THE prospect of coal seam gas (CSG) mining in South Gippsland appears closer than ever. In a new report, Peter Reith, chairman of the Victorian Government’s taskforce on the eastern gas market, has cited the need to develop onshore gas reserves to ensure adequate supply, competitive pricing and the security of manufacturing. Most of the region, including Leongatha, Mirboo North, Inverloch and Wonthaggi, is covered by exploration licences. Mr Reith handed his report to the government on Friday. On his website, Mr Reith labelled CSG opposition as “scare campaigns” that had “been allowed to run for far too long and will have adverse repercussions for living standards and jobs”. Mr Reith said from next year, Queensland liquid natural gas export plants may not be able to acquire enough natural gas from their new gas fields. “In that case, they will source gas from sources otherwise slated for domestic use, thereby pushing up the price,” he said. “In anticipation, prices are already rising. There is little reliable information on what the exact impact might be but at worst there could be big price increases for residential users, a shortage of gas for businesses, and even business closures and job losses.” But Phil Piper of Coal and Coal Seam Gas Mirboo North doubted Mr Reith’s claims of a gas shortage, given the recent development of the Kipper Tuna Turrum field in Bass Strait, as well as other reserves. “So, we have several decades worth of offshore gas – plenty of time for us to transition from fossil fuels to alternative energy sources,” he said. “We would hope that our government will stand firm against the huge pressure placed, even by its own advisers, upon it and not cave in. Do what a government should do and that is to represent the wishes of the people.” Deputy Premier and Gippsland South MLA Peter Ryan said greater understanding of the issues posed by any potential CSG industry was needed before decisions were made. “Victoria is closely watching developments in NSW and Queensland while it considers its position,” he said. “The Victorian Coalition Government put a ban on new exploration licences, banned the use of BTEX fracking chemicals and also put a hold on fracking itself. “Victoria does not have a coal seam gas industry and still no confirmed commercial reserves. “There is no way the Coalition Government will put at risk the water aquifers, the agricultural production and the liveability that are the hallmarks of Gippsland.”

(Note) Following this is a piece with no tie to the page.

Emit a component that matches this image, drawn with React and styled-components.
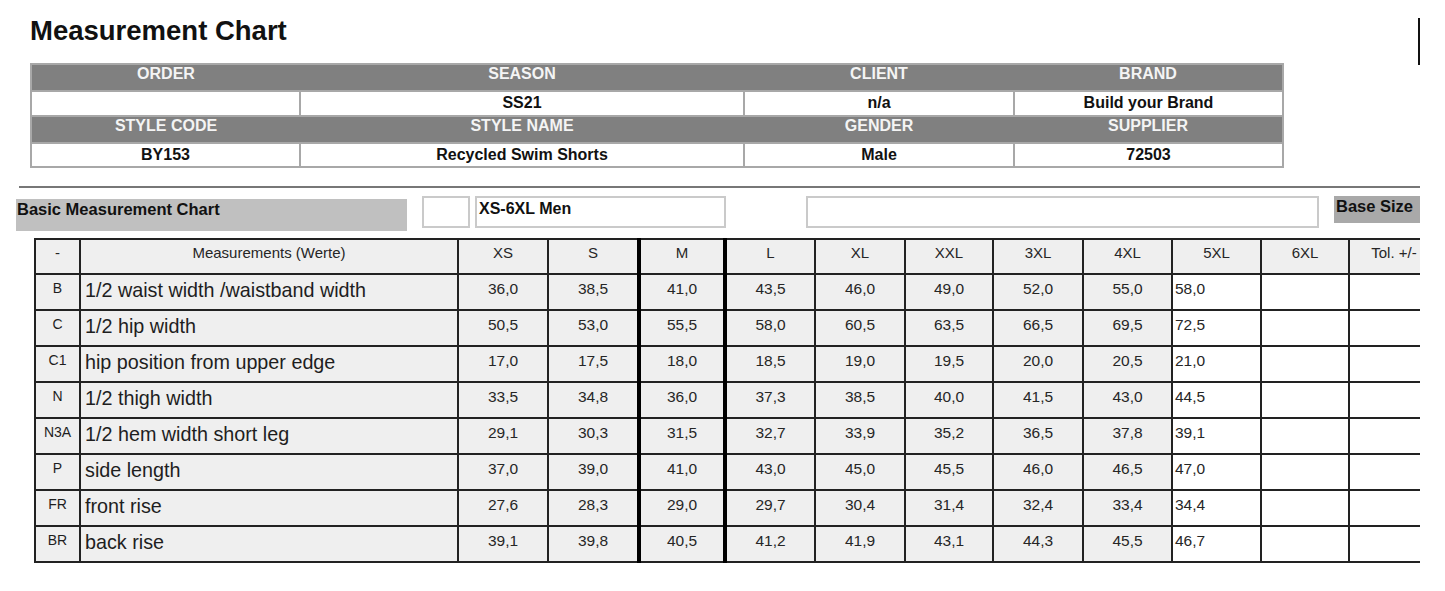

Lock the Gate Victoria co-ordinator Ursula Alquier said, “We know from our work with regional communities that any proposal to expand coal or unconventional gas operations will be deeply unpopular. The Coalition ignores this strong community concern at its peril.”
Mr Reith said he hoped the State Government would “make a positive decision on the future of the gas industry sometime before Christmas”.
“The only barrier is politics. In my opinion, in order to secure existing jobs and to provide the prospect of more jobs, both Victoria and New South Wales cannot afford to delay,” he said.
“Victorians have a choice; they can close their eyes to the future or they can follow in the steps of great Victorians like John Monash and Henry Bolte and strive for the investments and jobs that could be the destiny of our state.”
Mr Reith urged the State Government to engage in public debate, otherwise “scare campaigns and green activists fill the vacuum”.
“And then the public debate is soon mired in myriad false claims, partly because government has not ensured the public is fairly informed and because some activists have other political agendas,” he said.
“Sadly, instead of promoting increased supply of gas by constructively responding to genuine issues, decisions taken in Victoria with its moratoriums and NSW with various policies have encouraged the green activists. This situation will have to change.”
Mr Reith said gas had lower emissions than brown coal and was essential to supplementing wind power.
Mr Reith said fracking was a safe method of extracting CSG and said in Gippsland, fracking was not likely to be needed on the scale now underway in Queensland.
“There is virtually no country in the world that bans fracking because there is no reason to do so. Fracking was invented in the late 1940s; more and more firms are turning to green fracking which is another innovation from the gas industry,” he said.
Shadow Minister for Energy Lily D’Ambrosio said the Reith report was a failure in public consultation.
“Concerns have been raised that the taskforce assisting Mr Reith was heavily weighted towards industry whilst failing to adequately address the scientific and environmental impact issues around coal seam gas mining,” she said.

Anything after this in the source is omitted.